By the third month, the team should compare the exception list with the first month. If the same categories keep appearing, the business has not fixed the root cause. If the list is shorter, better documented, and resolved earlier, the reset is working.
What not to rely on
Software balances are useful, but they are not proof by themselves. A system can calculate VAT on every coded transaction and still produce a weak return if the source documents, timing, or tax codes are wrong.
The business should also avoid relying only on bank payments. A payment proves money moved; it does not prove that the supplier invoice is valid, the VAT treatment is correct, or the expense belongs in that period.
The safest evidence is a chain: source document, accounting entry, reconciliation, VAT201 figure, and payment or refund record. When that chain is visible, the return is far easier to defend and far less likely to create rework.
Use the same review file each cycle
VAT quality improves when the business uses one repeatable review file instead of rebuilding the working paper every cycle. The file should keep the same structure for sales, purchases, adjustments, control-account movement, exceptions, and sign-off. That makes unusual movement easier to see because the reviewer is comparing like with like.

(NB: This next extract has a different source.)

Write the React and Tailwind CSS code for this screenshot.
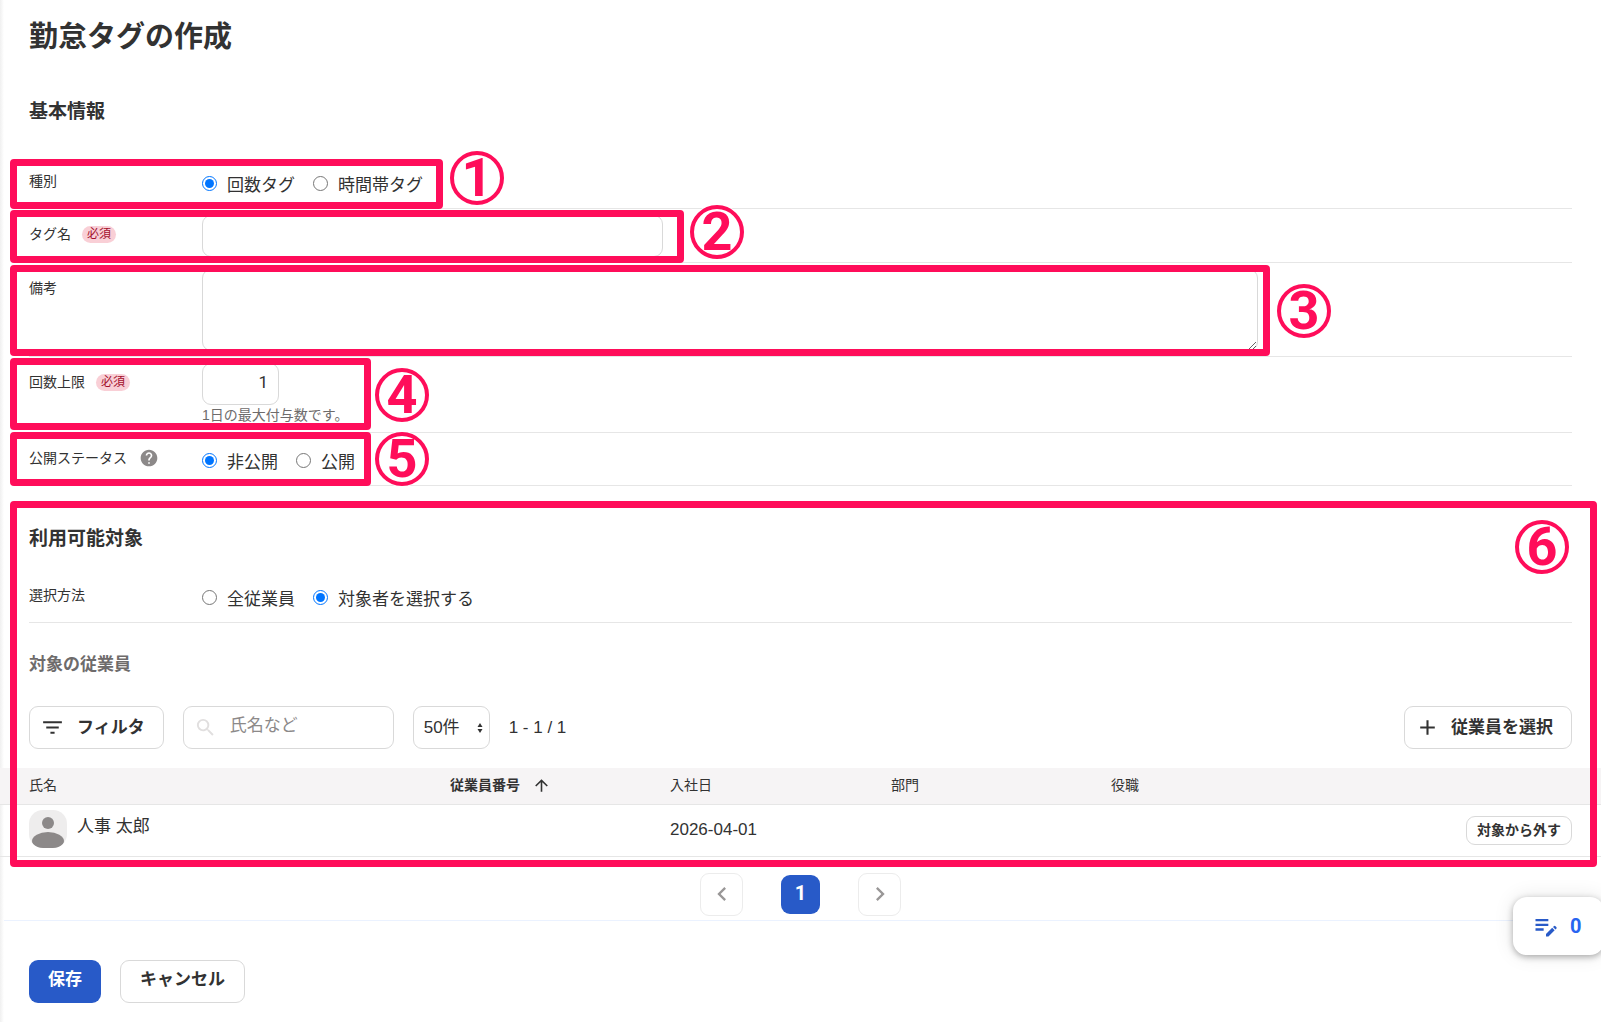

The review file should also keep prior-period notes visible. If an input claim was held back, a credit note was expected, or a reconciling item was due to clear, the next reviewer should not have to rediscover that history. This small discipline prevents old VAT issues from being treated as new surprises.
How this connects to the service layer
- VAT Reconciliation Checklist
- VAT Reconciliations
- VAT Registration Returns
- Bookkeeping Red Flags Before VAT Filing
If this article is doing its job properly, it should help a business identify whether the weak point is in bookkeeping, VAT review, or deadline management before the same problem rolls into the next cycle.
Practical takeaway
VAT reconciliations usually break before submission because the business is asking the VAT review to fix a close process that was never made stable enough in the first place.